WHAT YOU ARE ASKED TO DO: Scan the entries below for the word "screenshot". Copy each line that has it.

MATERIAL FOR THIS EXERCISE:
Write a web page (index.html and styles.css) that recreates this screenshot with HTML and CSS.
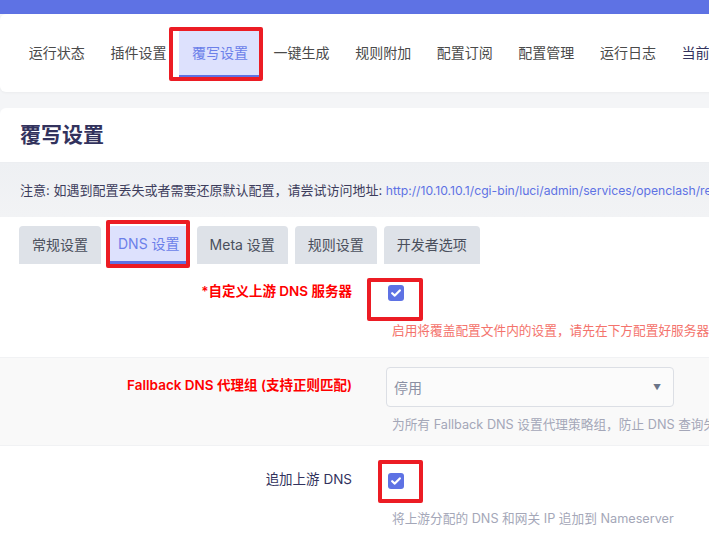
FILE: index.html
```html
<!DOCTYPE html>
<html>
<head>
  <meta charset="utf-8">
  <meta name="viewport" content="width=device-width, initial-scale=1.0">
  <title>覆写设置 - OpenClash</title>
  <link rel="stylesheet" href="styles.css">
</head>
<body>
  <div class="topbar"></div>

  <nav class="menu-card">
    <ul class="menu">
      <li><a href="#">运行状态</a></li>
      <li><a href="#">插件设置</a></li>
      <li class="active"><a href="#">覆写设置</a></li>
      <li><a href="#">一键生成</a></li>
      <li><a href="#">规则附加</a></li>
      <li><a href="#">配置订阅</a></li>
      <li><a href="#">配置管理</a></li>
      <li><a href="#">运行日志</a></li>
      <li class="dark"><a href="#">当前配置</a></li>
    </ul>
  </nav>

  <h2 class="title-card">覆写设置</h2>

  <div class="notice">注意: 如遇到配置丢失或者需要还原默认配置，请尝试访问地址: <a href="#">http://10.10.10.1/cgi-bin/luci/admin/services/openclash/restore</a></div>

  <div class="panel">
    <ul class="tabs">
      <li>常规设置</li>
      <li class="active">DNS 设置</li>
      <li>Meta 设置</li>
      <li>规则设置</li>
      <li>开发者选项</li>
    </ul>

    <div class="row row-1">
      <label class="label required">*自定义上游 DNS 服务器</label>
      <div class="field">
        <div class="control"><span class="checkbox"><svg width="10" height="8" viewBox="0 0 10 8"><path d="M1.2 4.2 L3.8 6.6 L8.8 1.4" fill="none" stroke="#fff" stroke-width="2.2" stroke-linecap="round" stroke-linejoin="round"/></svg></span></div>
        <div class="desc warn">启用将覆盖配置文件内的设置，请先在下方配置好服务器</div>
      </div>
    </div>

    <div class="row row-2 alt">
      <label class="label required">Fallback DNS 代理组 (支持正则匹配)</label>
      <div class="field">
        <div class="control">
          <div class="select"><span>停用</span><span class="arrow">▼</span></div>
        </div>
        <div class="desc">为所有 Fallback DNS 设置代理策略组，防止 DNS 查询失败</div>
      </div>
    </div>

    <div class="row row-3">
      <label class="label">追加上游 DNS</label>
      <div class="field">
        <div class="control"><span class="checkbox"><svg width="10" height="8" viewBox="0 0 10 8"><path d="M1.2 4.2 L3.8 6.6 L8.8 1.4" fill="none" stroke="#fff" stroke-width="2.2" stroke-linecap="round" stroke-linejoin="round"/></svg></span></div>
        <div class="desc">将上游分配的 DNS 和网关 IP 追加到 Nameserver</div>
      </div>
    </div>
  </div>

  <!-- red marks drawn over the screenshot -->
  <div class="mark mark-menu"></div>
  <div class="mark mark-tab"></div>
  <div class="mark mark-check1"></div>
  <div class="mark mark-check2"></div>
</body>
</html>
```

FILE: styles.css
```css
body { font-family: Inter, "Noto Sans CJK SC", sans-serif; margin: 0; padding: 0; background: #f4f5f7; color: #32325d; overflow: hidden; width: 709px; height: 544px; }
a { text-decoration: none; }

.topbar { height: 14px; background: #5e72e4; }

.menu-card { background: #fff; border-radius: 6px; margin-right: -40px; height: 78px; padding: 17px 0 0 16px; box-sizing: border-box; box-shadow: 0 1px 3px rgba(0,0,0,0.04); }
.menu { display: flex; list-style: none; margin: 0; padding: 0; white-space: nowrap; }
.menu li { height: 46px; box-sizing: border-box; padding: 0 12.8px; line-height: 44px; font-size: 14px; }
.menu a { color: #4a4a4a; }
.menu li.active { background: #dde1fd; border-bottom: 2px solid #5e72e4; }
.menu li.active a { color: #6b7fe9; }
.menu li.dark a { color: #32325d; }

.title-card { margin: 16px -40px 0 0; height: 54px; line-height: 54px; padding-left: 20px; background: #fff; border-radius: 6px 6px 0 0; font-size: 21px; font-weight: 700; color: #32325d; }

.notice { height: 54px; line-height: 54px; padding: 0 20px; font-size: 13px; color: #3d3d5c; white-space: nowrap; overflow: hidden; background: linear-gradient(#eef0f3, #f2f3f5); border-top: 1px solid #eceef1; }
.notice a { color: #5e72e4; font-size: 12.2px; }

.panel { background: #fff; padding-top: 9px; margin-right: -40px; }
.tabs { display: flex; gap: 7px; list-style: none; margin: 0; padding: 0 0 0 19px; white-space: nowrap; }
.tabs li { height: 38px; line-height: 38px; padding: 0 13px; box-sizing: border-box; background: #dee2e8; border-radius: 4px 4px 0 0; font-size: 14px; color: #4a4f5c; }
.tabs li.active { background: #dde1fd; color: #6b7fe9; border-bottom: 3px solid #5e72e4; padding: 0 10px; line-height: 36px; }

.row { display: flex; box-sizing: border-box; border-top: 1px solid #f1f2f4; }
.row-1 { height: 93px; padding-top: 9px; border-top: none; }
.row-2 { height: 88px; padding-top: 9px; }
.row-3 { height: 110px; padding-top: 15px; }
.row.alt { background: #f9f9f9; }
.label { width: 352px; flex: none; text-align: right; height: 36px; line-height: 36px; font-size: 13.5px; color: #32325d; }
.label.required { color: #ff0000; font-weight: 600; }
.field { padding-left: 34px; white-space: nowrap; }
.control { height: 40px; display: flex; align-items: center; }
.checkbox { width: 16px; height: 16px; margin-left: 2px; border-radius: 3px; background: #5e72e4; display: flex; align-items: center; justify-content: center; }
.select { width: 288px; height: 40px; box-sizing: border-box; border: 1px solid #dcdfe5; border-radius: 4px; background: #fbfbfb; display: flex; align-items: center; justify-content: space-between; padding: 0 12px 0 7px; font-size: 14px; color: #8a8fa3; }
.arrow { font-size: 8px; color: #6b7589; }
.desc { margin-top: 8px; padding-left: 6px; line-height: 20px; font-size: 12.7px; color: #a4a7b8; }
.desc.warn { color: #f4736c; }

.mark { position: absolute; border: 4px solid #ec1c24; border-radius: 2px; box-sizing: border-box; }
.mark-menu { left: 169px; top: 27px; width: 94px; height: 54px; }
.mark-tab { left: 106px; top: 220px; width: 84px; height: 48px; }
.mark-check1 { left: 367px; top: 278px; width: 56px; height: 43px; }
.mark-check2 { left: 378px; top: 460px; width: 45px; height: 43px; }
```
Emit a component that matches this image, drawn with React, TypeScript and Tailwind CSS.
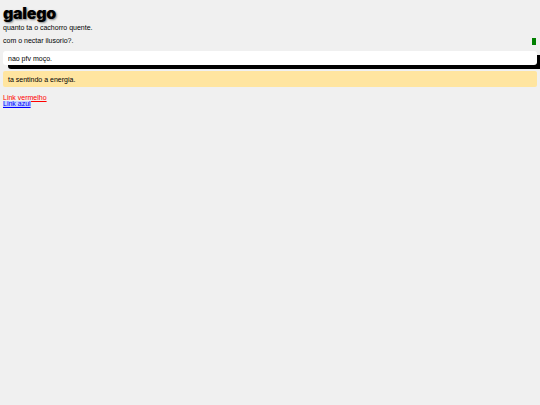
export default function App() {
  return (
    <div className="min-h-[405px] w-[540px] bg-[#f0f0f0] px-[3px] pt-[4px] text-[7px] leading-[9px] text-black" style={{ fontFamily: '"Liberation Sans", Arial, sans-serif' }}>
      <h1 className="text-[16px] font-black leading-[18px] tracking-[-0.3px] [text-shadow:1px_1px_2px_rgba(0,0,0,0.45)]" style={{ fontFamily: 'Inter, "Liberation Sans", sans-serif' }}>galego</h1>
      <p className="mt-[1px]">quanto ta o cachorro quente.</p>
      <div className="mt-[4px] flex items-center justify-between">
        <p>com o nectar ilusorio?.</p>
        <span className="mr-[1px] mt-[1px] block h-[7px] w-[4px] bg-[#008000]" />
      </div>
      <div className="mt-[6px] rounded-[3px] bg-white px-[5px] pb-[2px] pt-[3px] shadow-[5px_4px_0_#000]">nao pfv moço.</div>
      <div className="mt-[6px] rounded-[2px] bg-[#ffe5a0] px-[5px] pb-[3px] pt-[4px]">ta sentindo a energia.</div>
      <div className="mt-[8px] flex flex-col items-start leading-[6px]">
        <a href="#" className="text-[#ff0000] underline">Link vermelho</a>
        <a href="#" className="bg-[#c0d0ff] text-[#0000ff] underline">Link azul</a>
      </div>
    </div>
  );
}
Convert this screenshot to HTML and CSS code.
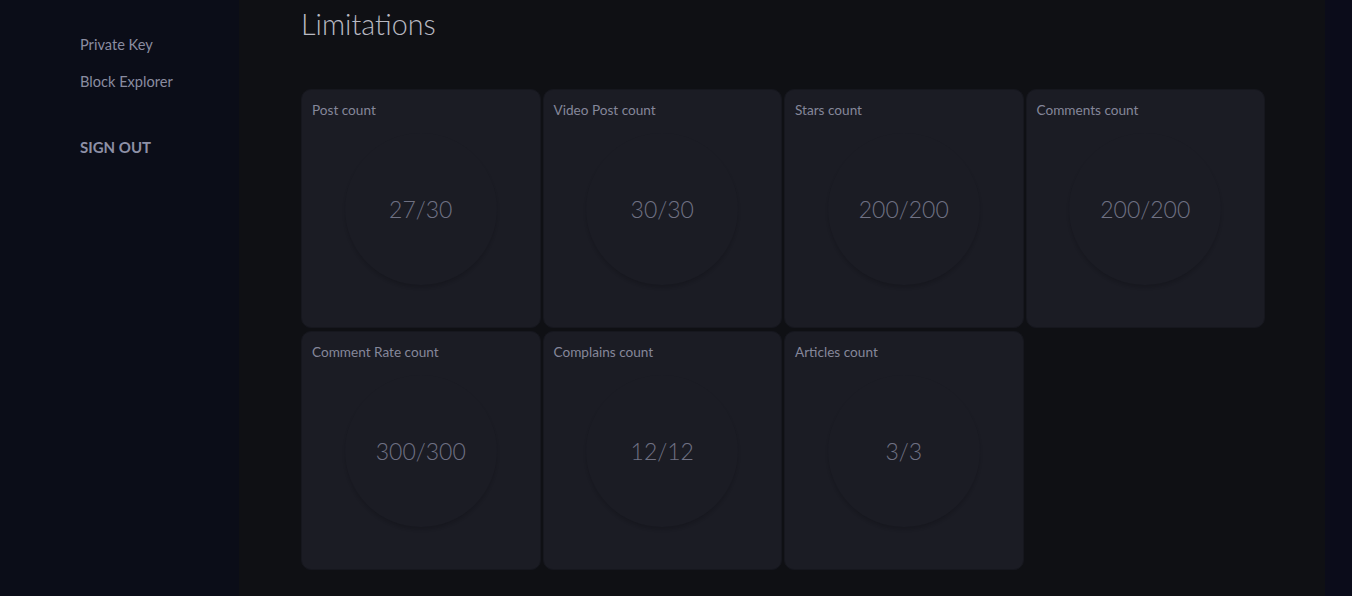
FILE: index.html
```html
<!DOCTYPE html>
<html lang="en">
  <head>
    <meta charset="UTF-8" />
    <meta name="viewport" content="width=device-width, initial-scale=1.0" />
    <link rel="stylesheet" href="styles.css">
    <title>Limitations</title>
  </head>
  <body>
    <div class="layout">
      <aside class="sidebar">
        <a class="nav-link" href="#">Private Key</a>
        <a class="nav-link" href="#">Block Explorer</a>
        <a class="sign-out" href="#">SIGN OUT</a>
      </aside>

      <main class="content">
        <h1 class="title">Limitations</h1>

        <div class="grid">
          <div class="card">
            <div class="card-label">Post count</div>
            <div class="gauge"><span>27/30</span></div>
          </div>
          <div class="card">
            <div class="card-label">Video Post count</div>
            <div class="gauge"><span>30/30</span></div>
          </div>
          <div class="card">
            <div class="card-label">Stars count</div>
            <div class="gauge"><span>200/200</span></div>
          </div>
          <div class="card">
            <div class="card-label">Comments count</div>
            <div class="gauge"><span>200/200</span></div>
          </div>
          <div class="card">
            <div class="card-label">Comment Rate count</div>
            <div class="gauge"><span>300/300</span></div>
          </div>
          <div class="card">
            <div class="card-label">Complains count</div>
            <div class="gauge"><span>12/12</span></div>
          </div>
          <div class="card">
            <div class="card-label">Articles count</div>
            <div class="gauge"><span>3/3</span></div>
          </div>
        </div>
      </main>

      <div class="edge"></div>
    </div>
  </body>
</html>
```

FILE: styles.css
```css
* {
  box-sizing: border-box;
}
body {
  margin: 0;
  font-family: Lato, "Open Sans", sans-serif;
  background-color: #0f1014;
}
.layout {
  display: flex;
  min-height: 596px;
}

/* left menu */
.sidebar {
  width: 239px;
  flex-shrink: 0;
  background-color: #0b0d18;
  display: flex;
  flex-direction: column;
  align-items: flex-start;
  padding: 35px 0 0 80px;
}
.nav-link {
  color: #8a8ca0;
  font-size: 14.6px;
  text-decoration: none;
  line-height: 20px;
  margin-bottom: 17px;
}
.sign-out {
  margin-top: 28px;
  color: #8e90a6;
  font-size: 15px;
  font-weight: 700;
  text-decoration: none;
  line-height: 20px;
}

/* main area */
.content {
  flex: 1;
  background-color: #0f1014;
  padding: 0 0 26px 62px;
}
.title {
  margin: 0;
  padding-top: 4px;
  font-weight: 300;
  font-size: 28.7px;
  line-height: 40px;
  color: #b8b9c2;
}
.grid {
  margin-top: 45px;
  display: grid;
  grid-template-columns: repeat(4, 239.5px);
  grid-auto-rows: 239px;
  column-gap: 2px;
  row-gap: 3px;
}
.card {
  background-color: #1b1c24;
  border: 1px solid #16171e;
  border-radius: 10px;
  display: flex;
  flex-direction: column;
}
.card-label {
  padding: 12px 0 0 10px;
  font-size: 13.6px;
  line-height: 16px;
  color: #85879a;
}
/* round gauge, only its soft lower edge shows */
.gauge {
  margin: 15px auto 0;
  width: 152px;
  height: 152px;
  border-radius: 50%;
  background-color: #1b1c24;
  box-shadow: 0 3px 3px rgba(12, 13, 18, 0.22);
  display: flex;
  align-items: center;
  justify-content: center;
}
.gauge span {
  font-size: 23px;
  font-weight: 300;
  color: #6f7183;
}

.edge {
  width: 27px;
  flex-shrink: 0;
  background-color: #0b0c1a;
}
```
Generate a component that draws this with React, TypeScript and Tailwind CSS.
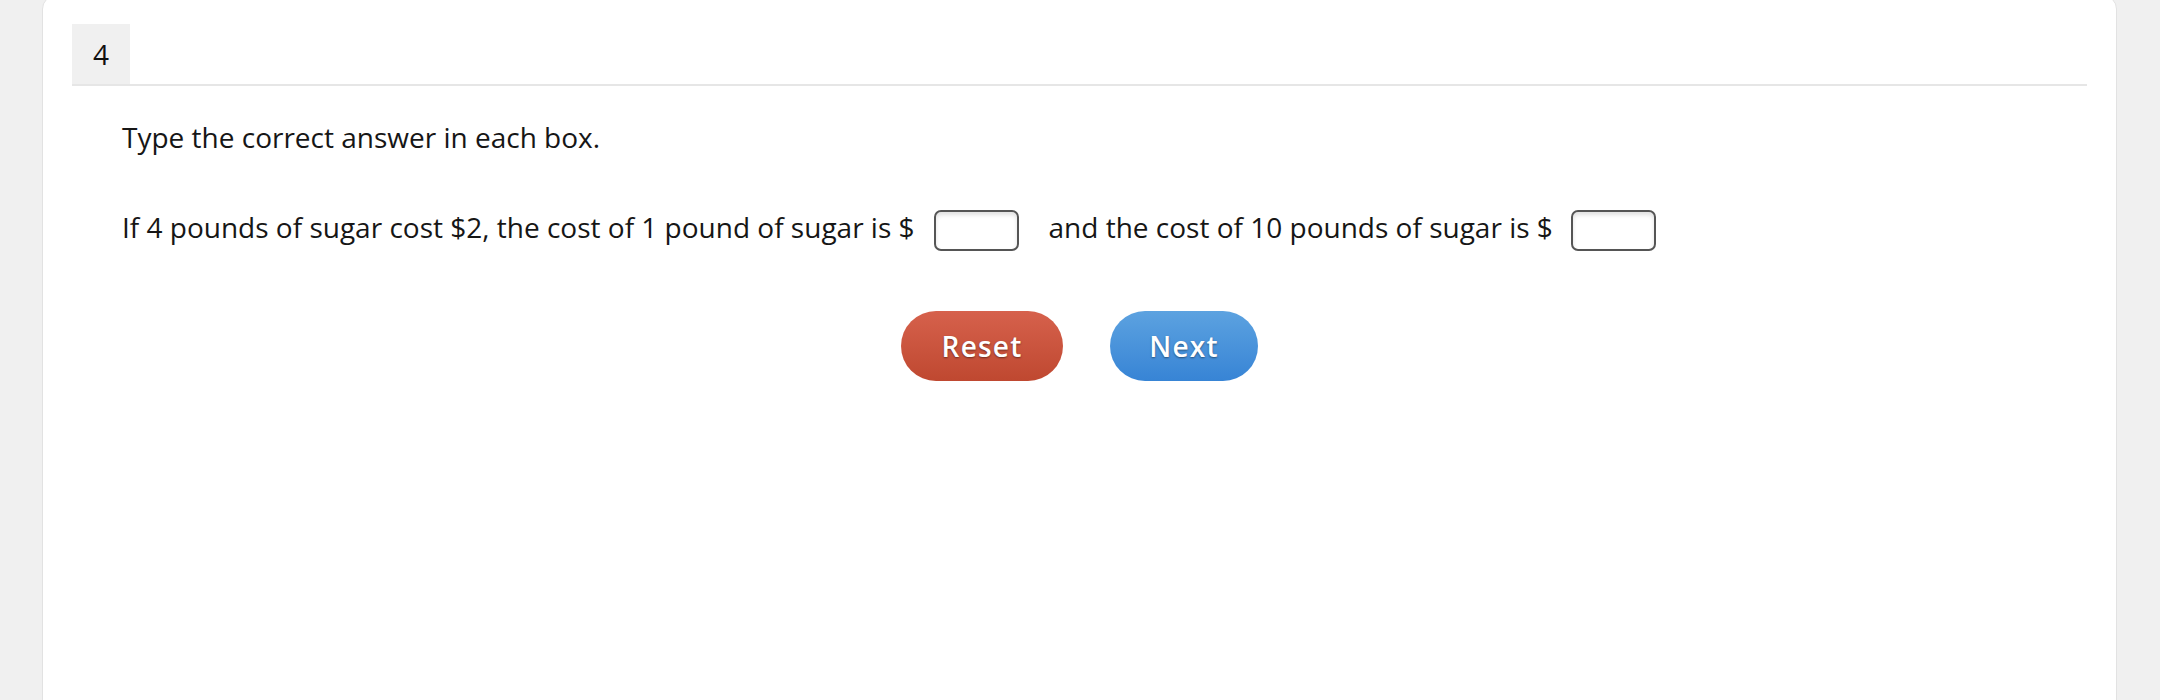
import React from "react";

function AnswerBox() {
  return (
    <input
      type="text"
      aria-label="answer"
      className="block w-[85px] h-[41px] rounded-[7px] border-2 border-[#555555] bg-white p-0 shadow-[inset_0_3px_4px_rgba(0,0,0,0.12)] outline-none"
    />
  );
}

export default function App() {
  return (
    <div
      className="w-[2160px] h-[700px] overflow-hidden bg-[#f0f0f0] pl-[42px] pr-[43px]"
      style={{ fontFamily: '"Open Sans", "Liberation Sans", sans-serif' }}
    >
      <div className="-mt-[5px] h-[740px] rounded-[14px] border border-[#e2e2e2] bg-white px-[29px] pt-[28px] text-[#161616]">
        <div className="flex border-b-2 border-[#e6e6e6]">
          <div className="flex h-[60px] w-[58px] items-center justify-center bg-[#f0f0f0] text-[28px] font-medium leading-none text-[#111]">
            4
          </div>
        </div>
        <div className="px-[50px] pt-[30px] text-[28px] leading-[1.5]">
          <p>Type the correct answer in each box.</p>
          <p className="mt-[48px]">
            If 4 pounds of sugar cost $2, the cost of 1 pound of sugar is $
            <span className="ml-[19px] mr-[30px] inline-block align-middle">
              <AnswerBox />
            </span>
            and the cost of 10 pounds of sugar is $
            <span className="ml-[18px] inline-block align-middle">
              <AnswerBox />
            </span>
          </p>
        </div>
        <div className="mt-[60px] flex justify-center gap-[47px]">
          <button className="h-[70px] w-[162px] rounded-full bg-gradient-to-b from-[#d6614c] to-[#bf4830] text-[28px] font-semibold tracking-[1.2px] text-white [text-shadow:0_1px_2px_rgba(0,0,0,0.45)]">
            Reset
          </button>
          <button className="h-[70px] w-[148px] rounded-full bg-gradient-to-b from-[#5ca2e0] to-[#3784d5] text-[28px] font-semibold tracking-[1.2px] text-white [text-shadow:0_1px_2px_rgba(0,0,0,0.45)]">
            Next
          </button>
        </div>
      </div>
    </div>
  );
}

TASK ANSWER:
Write a web page (index.html and styles.css) that recreates this screenshot with HTML and CSS.
  <!-- red marks drawn over the screenshot -->
Convert this screenshot to HTML and CSS code.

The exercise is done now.